- Born: 1828 Risør
- Died: 1907 (aged 78–79)
- Occupation: whaler
- Spouse: Maren Sibylle Bull Foyn (1840–1918)
- Parent(s): Mathias Wogen Bruun, Ingeborg Carstensen

= Carsten Henrik Bruun =

Norwegian whaler (1828–1907)

Carsten Henrik Carstensen Bruun (1828–1907) was a Norwegian whaler.

==Personal life==
He was born in Risør as a son of Mathias Wogen Bruun (1791–1858) and Ingeborg Carstensen (1794–1882). His wife was a relative of founding father Henrik Carstensen.

In 1859 he married Maren Sibylle Bull Foyn (1840–1918), a daughter of Laurentius Føyn Jr and niece of noted whaler Svend Foyn. They had three sons and two daughters. Their second son Carsten Henrik Bruun Jr. was a chief executive, and their third son Svend Foyn Bruun was a naval officer, ship-owner, whaler and politician. Through the latter, Carsten Bruun was a grandfather of Svend Foyn Bruun Jr.

==Career==
Bruun was involved in whaling and sealing from 1851. was a shipmaster of whaling vessels, including Isbjørn which belonged to Svend Foyn and Harald Haarfagre which belonged to Tho. Joh. Heftye. For the company Tho. Joh.
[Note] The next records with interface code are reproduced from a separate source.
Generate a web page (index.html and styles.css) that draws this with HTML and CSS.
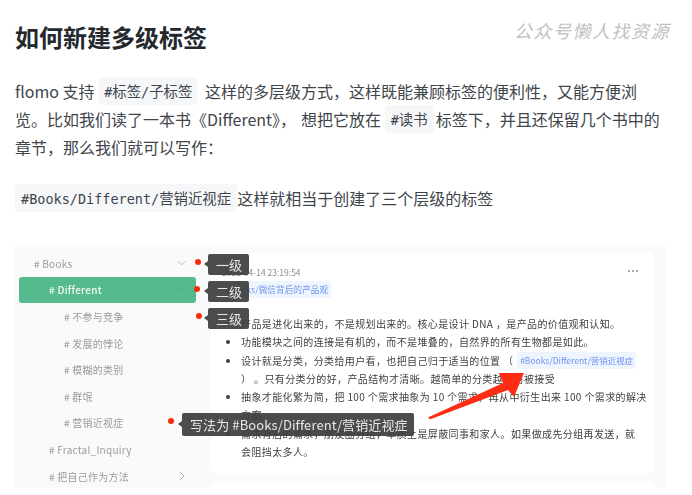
FILE: index.html
```html
<!DOCTYPE html>
<html lang="zh">
<head>
<meta charset="utf-8">
<title>如何新建多级标签</title>
<link rel="stylesheet" href="styles.css">
</head>
<body>
<article class="article">
  <div class="watermark">公众号懒人找资源</div>
  <h1 class="title">如何新建多级标签</h1>
  <p class="para para-first">flomo 支持 <code class="chip chip-gap"><span class="mono">#</span>标签<span class="mono">/</span>子标签</code> 这样的多层级方式，这样既能兼顾标签的便利性，又能方便浏览。比如我们读了一本书《Different》<span class="comma">，</span>想把它放在 <code class="chip chip-tight"><span class="mono">#</span>读书</code>标签下，并且还保留几个书中的章节，那么我们就可以写作：</p>
  <p class="para para-second"><code class="chip"><span class="mono">#Books/Different/</span>营销近视症</code>这样就相当于创建了三个层级的标签</p>
  <figure class="shot">
    <div class="shot-layout">
      <nav class="side">
        <div class="row lv1"><span># Books</span><svg class="chev" viewBox="0 0 10 6"><path d="M1 1l4 4 4-4"/></svg></div>
        <div class="row lv2 active"><span># Different</span><svg class="chev chev-on" viewBox="0 0 10 6"><path d="M1 1l4 4 4-4"/></svg></div>
        <div class="row lv3"><span># 不参与竞争</span></div>
        <div class="row lv3"><span># 发展的悖论</span></div>
        <div class="row lv3"><span># 模糊的类别</span></div>
        <div class="row lv3"><span># 群氓</span></div>
        <div class="row lv3"><span># 营销近视症</span></div>
        <div class="row lv2"><span># Fractal_Inquiry</span></div>
        <div class="row lv2"><span># 把自己作为方法</span><svg class="chev chev-right" viewBox="0 0 6 10"><path d="M1 1l4 4-4 4"/></svg></div>
      </nav>
      <div class="main">
        <section class="card">
          <div class="card-head"><span class="date">2021-04-14 23:19:54</span><span class="more"><i></i><i></i><i></i></span></div>
          <div class="tag-line"><span class="tag">#Books/微信背后的产品观</span></div>
          <ul class="list">
            <li>产品是进化出来的，不是规划出来的。核心是设计 DNA ，是产品的价值观和认知。</li>
            <li>功能模块之间的连接是有机的，而不是堆叠的，自然界的所有生物都是如此。</li>
            <li>设计就是分类，分类给用户看，也把自己归于适当的位置 （ <span class="tag tag-in">#Books/Different/营销近视症</span><br>） 。只有分类分的好，产品结构才清晰。越简单的分类越容易被接受</li>
            <li>抽象才能化繁为简，把 100 个需求抽象为 10 个需求，再从中衍生出来 100 个需求的解决<br>方案</li>
            <li>需求背后的需求，朋友圈分组，本质上是屏蔽同事和家人。如果做成先分组再发送，就<br>会阻挡太多人。</li>
          </ul>
        </section>
        <div class="card card-next"></div>
      </div>
    </div>
    <span class="dot dot-1"></span><span class="dot dot-2"></span><span class="dot dot-3"></span><span class="dot dot-4"></span>
    <span class="tip tip-1">一级</span>
    <span class="tip tip-2">二级</span>
    <span class="tip tip-3">三级</span>
    <span class="tip tip-4">写法为 #Books/Different/营销近视症</span>
    <svg class="arrow" viewBox="0 0 110 60"><path d="M2 51L76 17 72 7 97 7 87 31 81 24 4 53Q0 53 2 51Z"/></svg>
  </figure>
</article>
</body>
</html>
```
FILE: styles.css
```css
* { box-sizing: border-box; }
html, body { margin: 0; padding: 0; background: #fff; }
body { font-family: "Noto Sans CJK SC", "Noto Sans", sans-serif; color: #40454b; overflow: hidden; }
.article { position: relative; padding: 0 15px; width: 692px; height: 495px; overflow: hidden; }
.watermark { position: absolute; left: 514px; top: 17px; font-size: 18px; line-height: 26px; letter-spacing: 1.5px; font-style: italic; color: #c2c2c2; white-space: nowrap; }
.title { margin: 0; padding-top: 19px; font-size: 24px; line-height: 36px; font-weight: 700; color: #24292e; }
.para { margin: 0; font-size: 16px; line-height: 28px; width: 645px; }
.para-first { margin-top: 22px; }
.para-second { margin-top: 23px; }
.comma { margin-right: 5px; }
.chip { display: inline-block; height: 28px; vertical-align: top; padding: 0 6px; font-family: "Noto Sans CJK SC", sans-serif; font-size: 14.4px; line-height: 28px; background: #f6f7f9; border-radius: 3px; color: #40454b; }
.chip-gap { margin-right: 3px; }
.chip-tight { margin-right: 2px; }
.mono { font-family: "DejaVu Sans Mono", monospace; font-size: 13.5px; }
.shot { position: relative; margin: 33px 0 0; width: 651px; height: 243px; background: #fafafa; overflow: hidden; filter: blur(0.55px); font-size: 10px; }
.shot-layout { display: flex; height: 100%; }
.side { width: 196px; flex: none; padding-top: 5px; color: #9b9b9b; }
.row { display: flex; align-items: center; justify-content: space-between; height: 26.6px; font-size: 10px; letter-spacing: 0.25px; margin-left: 4px; width: 177px; padding-right: 10px; border-radius: 3px; }
.lv1 { padding-left: 15px; }
.lv2 { padding-left: 30px; }
.lv3 { padding-left: 45px; }
.active { background: #55bb8e; color: #f2fbf6; font-weight: 500; }
.chev { width: 9px; height: 6px; fill: none; stroke: #a8a8a8; stroke-width: 0.9; }
.chev-on { stroke: #4aa57d; }
.chev-right { width: 6px; height: 10px; margin-right: 1px; }
.main { width: 443px; flex: none; padding-top: 8px; }
.card { background: #fff; border-radius: 5px; height: 220px; padding: 0 16px 0 11px; }
.card-next { height: 20px; margin-top: 8px; }
.card-head { display: flex; justify-content: space-between; align-items: center; height: 24px; padding-top: 14px; }
.date { font-size: 8.5px; color: #8d8d8d; }
.more { display: flex; gap: 2px; margin-top: -3px; }
.more i { width: 2px; height: 2px; border-radius: 50%; background: #8f8f8f; }
.tag-line { margin-top: 4px; height: 17px; }
.tag { display: inline-block; padding: 0 3px; height: 17px; line-height: 17px; background: #eff5ff; color: #6f94ee; border-radius: 2px; font-size: 8.6px; letter-spacing: 0.1px; white-space: nowrap; }
.tag-in { vertical-align: top; margin-left: 1px; font-size: 8.5px; letter-spacing: 0; }
.list { margin: 17px 0 0; padding: 0 0 0 19px; font-size: 10px; line-height: 18.3px; letter-spacing: 0.38px; color: #3f3f3f; white-space: nowrap; }
.dot { position: absolute; width: 6px; height: 6px; border-radius: 50%; background: #fb2a0b; }
.dot-1 { left: 180px; top: 14px; }
.dot-2 { left: 179px; top: 41px; }
.dot-3 { left: 181px; top: 68px; }
.dot-4 { left: 153px; top: 173px; }
.tip { position: absolute; height: 21px; line-height: 21px; padding: 0 7px 0 8px; background: rgba(62, 62, 62, 0.93); color: #e8e8e8; border-radius: 2px; font-size: 13px; white-space: nowrap; }
.tip::before { content: ""; position: absolute; left: -4px; top: 7px; border-right: 4px solid rgba(62, 62, 62, 0.93); border-top: 3.5px solid transparent; border-bottom: 3.5px solid transparent; }
.tip-1 { left: 193px; top: 9px; }
.tip-2 { left: 193px; top: 36px; }
.tip-3 { left: 193px; top: 63px; }
.tip-4 { left: 167px; top: 168px; height: 23px; line-height: 23px; font-size: 13px; letter-spacing: 0.1px; width: 232px; }
.tip-4::before { top: 8px; }
.arrow { position: absolute; left: 412px; top: 121px; width: 110px; height: 60px; fill: #fb2e14; }
```
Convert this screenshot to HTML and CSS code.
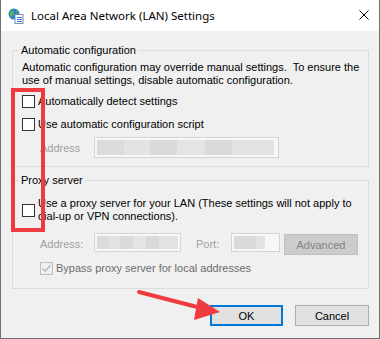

Heftye between 1872 and 1879 he participated, as the first Norwegian, in whaling in the Baffin Bay. In the company Bruuns Hvalfangerselskap he was the owner of the ship Immanuel. The company had whaling stations in Sør-Varanger Municipality and Båtsfjord Municipality, and participated in the extinction of whales in Varangerfjorden. His ventures in Finnmark lasted from 1881 to 1899. Bruun received a gold medal from the French Academy and was decorated as a Knight of the Royal Norwegian Order of St. Olav.